Pony Up on Venmo puts a twist on the popular idiom by offering Venmo as a better way to send and receive money. Whether it’s through emoji or a simple payment note, Venmo reminds you of the great experience you had with your friends, and even extends those memories with inside jokes.
BC: Could you tell us a little bit about the culture at Venmo and how innovation and disruption is kept at the core?
KL: Venmo has disrupted the payments industry and in many ways created social payments. Needless to say, innovation is definitely something that we spend a lot of time thinking about. It’s critical for us to stay true to our mission—always finding new ways to change how people interact with money and with each other.
In August, for example, we held “Hack Week” at Venmo as an opportunity for the whole team to get together and pitch new ideas to the business—ideas related to how Venmo can expand or engage or innovate within the existing Venmo experience. The week begins with a lot of pitches. Then, employees get to choose a group or an initiative that he/she wants to join and work on. At the end of that week, teams present their work to the rest of the company. It’s really fun working with actual prototypes and videos, so everyone feels engaged and inspired. Hack week also fuels fresh thinking and helps us to map out the road ahead.
BC: We were curious is there one up-and-coming brand that has caught your eye or has inspired you to take on some new initiatives at Venmo?
KL: Netflix immediately comes to mind. For me, it takes the cake for a couple of reasons. First, Netflix is a brand that has reinvented itself consistently by continually adapting its business model—and I think this is really critical for us to consider from a brand experience perspective. Netflix is constantly finding new ways to stay relevant. It has a fearless attitude and makes bold, but highly strategic, moves that shift the company to completely new spaces time and time again. There is no question those bold moves have paid off. Sometimes, brands are paralyzed by data and the incremental day to day —and fail to look at what is next. Oftentimes, such companies cannot make big, bold moves because they are afraid of disrupting what they currently have.
BC: When you look at some of these heritage brands like American Express or Nike—brands that have been around for many decades—are there any that inspire you? What lessons have you learned from their ability to grow over many, many decades?
KL: I personally look up to brands that have a very clear purpose, a very well-defined customer, and deliver on that value proposition at every touch point—and get better and better at it every time. I think the challenge for established brands is to continuously get better and better at what they do. You cannot reach your pinnacle when you already think you’re there.

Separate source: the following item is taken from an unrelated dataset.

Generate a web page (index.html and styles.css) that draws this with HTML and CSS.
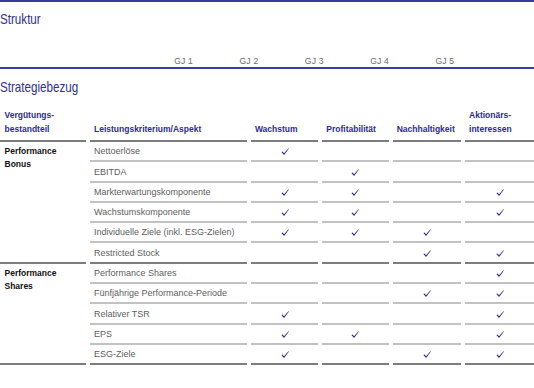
FILE: index.html
```html
<!DOCTYPE html>
<html lang="de">
<head>
<meta charset="utf-8">
<link rel="stylesheet" href="styles.css">
</head>
<body>
<div class="rule"></div>
<h2 class="title title-first"><span>Struktur</span></h2>
<div class="years">
  <span>GJ 1</span><span>GJ 2</span><span>GJ 3</span><span>GJ 4</span><span>GJ 5</span>
</div>
<div class="rule"></div>
<h2 class="title"><span>Strategiebezug</span></h2>
<svg width="0" height="0" class="defs"><defs><symbol id="chk" viewBox="0 0 9 8"><path d="M0.4 4.6 L1.7 3.9 L3.4 5.9 L8.5 0.3 L9 0.7 L3.7 7.8 L3.1 7.8 Z"/></symbol></defs></svg>
<table class="matrix">
  <colgroup>
    <col class="c1"><col class="c2"><col class="c3"><col class="c4"><col class="c5"><col class="c6">
  </colgroup>
  <thead>
    <tr>
      <th>Vergütungs-<br>bestandteil</th>
      <th>Leistungskriterium/Aspekt</th>
      <th>Wachstum</th>
      <th>Profitabilität</th>
      <th>Nachhaltigkeit</th>
      <th>Aktionärs-<br>interessen</th>
    </tr>
  </thead>
  <tbody>
    <tr>
      <td class="group" rowspan="6">Performance<br>Bonus</td>
      <td>Nettoerlöse</td>
      <td class="ck"><svg class="check"><use href="#chk"/></svg></td><td class="ck"></td><td class="ck"></td><td class="ck"></td>
    </tr>
    <tr>
      <td>EBITDA</td>
      <td class="ck"></td><td class="ck"><svg class="check"><use href="#chk"/></svg></td><td class="ck"></td><td class="ck"></td>
    </tr>
    <tr>
      <td>Markterwartungskomponente</td>
      <td class="ck"><svg class="check"><use href="#chk"/></svg></td><td class="ck"><svg class="check"><use href="#chk"/></svg></td><td class="ck"></td><td class="ck"><svg class="check"><use href="#chk"/></svg></td>
    </tr>
    <tr>
      <td>Wachstumskomponente</td>
      <td class="ck"><svg class="check"><use href="#chk"/></svg></td><td class="ck"><svg class="check"><use href="#chk"/></svg></td><td class="ck"></td><td class="ck"><svg class="check"><use href="#chk"/></svg></td>
    </tr>
    <tr>
      <td>Individuelle Ziele (inkl. ESG-Zielen)</td>
      <td class="ck"><svg class="check"><use href="#chk"/></svg></td><td class="ck"><svg class="check"><use href="#chk"/></svg></td><td class="ck"><svg class="check"><use href="#chk"/></svg></td><td class="ck"></td>
    </tr>
    <tr class="end">
      <td>Restricted Stock</td>
      <td class="ck"></td><td class="ck"></td><td class="ck"><svg class="check"><use href="#chk"/></svg></td><td class="ck"><svg class="check"><use href="#chk"/></svg></td>
    </tr>
    <tr>
      <td class="group" rowspan="5">Performance<br>Shares</td>
      <td>Performance Shares</td>
      <td class="ck"></td><td class="ck"></td><td class="ck"></td><td class="ck"><svg class="check"><use href="#chk"/></svg></td>
    </tr>
    <tr>
      <td>Fünfjährige Performance-Periode</td>
      <td class="ck"></td><td class="ck"></td><td class="ck"><svg class="check"><use href="#chk"/></svg></td><td class="ck"><svg class="check"><use href="#chk"/></svg></td>
    </tr>
    <tr>
      <td>Relativer TSR</td>
      <td class="ck"><svg class="check"><use href="#chk"/></svg></td><td class="ck"></td><td class="ck"></td><td class="ck"><svg class="check"><use href="#chk"/></svg></td>
    </tr>
    <tr>
      <td>EPS</td>
      <td class="ck"><svg class="check"><use href="#chk"/></svg></td><td class="ck"><svg class="check"><use href="#chk"/></svg></td><td class="ck"></td><td class="ck"><svg class="check"><use href="#chk"/></svg></td>
    </tr>
    <tr class="end">
      <td>ESG-Ziele</td>
      <td class="ck"><svg class="check"><use href="#chk"/></svg></td><td class="ck"></td><td class="ck"><svg class="check"><use href="#chk"/></svg></td><td class="ck"><svg class="check"><use href="#chk"/></svg></td>
    </tr>
  </tbody>
</table>
</body>
</html>
```

FILE: styles.css
```css
html, body {
  margin: 0;
  padding: 0;
  background: #fff;
}
body {
  width: 534px;
  font-family: "Liberation Sans", Arial, sans-serif;
  color: #555;
  overflow: hidden;
}
.rule {
  height: 2px;
  background: #3b3b9c;
}
.defs {
  position: absolute;
}
.title {
  margin: 0;
  font-weight: normal;
  font-size: 15px;
  line-height: 16px;
  color: #2f2f96;
  padding-top: 10px;
}
.title span {
  display: inline-block;
  transform: scaleX(0.775);
  transform-origin: left center;
}
.title-first {
  padding-top: 9px;
}
.years {
  display: flex;
  padding-left: 151px;
  height: 40px;
  align-items: flex-end;
  font-size: 8.5px;
  line-height: 11px;
  color: #6a6a6a;
  letter-spacing: 0.2px;
}
.years span {
  width: 65.3px;
  text-align: center;
}
.matrix {
  margin: 14px -4.5px 0;
  width: 543px;
  border-collapse: separate;
  border-spacing: 4.5px 0;
  table-layout: fixed;
}
.c1 { width: 86px; }
.c2 { width: 156px; }
.c3 { width: 67px; }
.c4 { width: 66px; }
.c5 { width: 68px; }
.c6 { width: 69px; }
.matrix th {
  text-align: left;
  vertical-align: bottom;
  font-weight: bold;
  font-size: 8.5px;
  line-height: 13.5px;
  color: #2b2b98;
  padding: 0 4px 4px;
  border-bottom: 2px solid #7d7d7d;
  white-space: nowrap;
}
.matrix th:first-child {
  padding-left: 5px;
}
.matrix td {
  font-size: 9px;
  line-height: 13px;
  padding: 3.3px 4px 2px;
  vertical-align: top;
  color: #5e5e5e;
  border-bottom: 2px solid #c2c2c2;
  white-space: nowrap;
}
.matrix td.group {
  font-weight: bold;
  font-size: 8.5px;
  color: #111;
  padding-left: 5px;
  border-bottom: 2px solid #7d7d7d;
}
.matrix tr.end td {
  border-bottom-color: #7d7d7d;
}
.matrix td.ck {
  text-align: center;
  fill: #2b2b98;
}
.check {
  display: inline-block;
  width: 8px;
  height: 7px;
  margin-top: 3px;
  vertical-align: top;
}
```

BC: Venmo is creatively engaging millennials by using emojis, for example. Can you talk about how you’re exploring new ways of communicating—and what that opens up and gives you permission to do as a brand?
KL: Recognizing that emoji use is increasing, we introduced a feature that we call emoji autocomplete. We’re constantly trying to make it easier, more delightful, more intuitive for our users to express themselves. Venmo is not just about paying for beer and pizza. The second most-used emoji used on Venmo, for example, is a house for rent. This illustrates that emoji use is not just for those fun moments, but it’s also for life’s everyday moments as well.
Watch this space because we are constantly looking at how that language can evolve, how we can make it richer, more engaging, and more intuitive. It’s all about self-expression for the user. It’s really exciting to think about how Venmo and the use of those shortcuts—whether they are emojis or something else—have the potential to grow and expand in the future.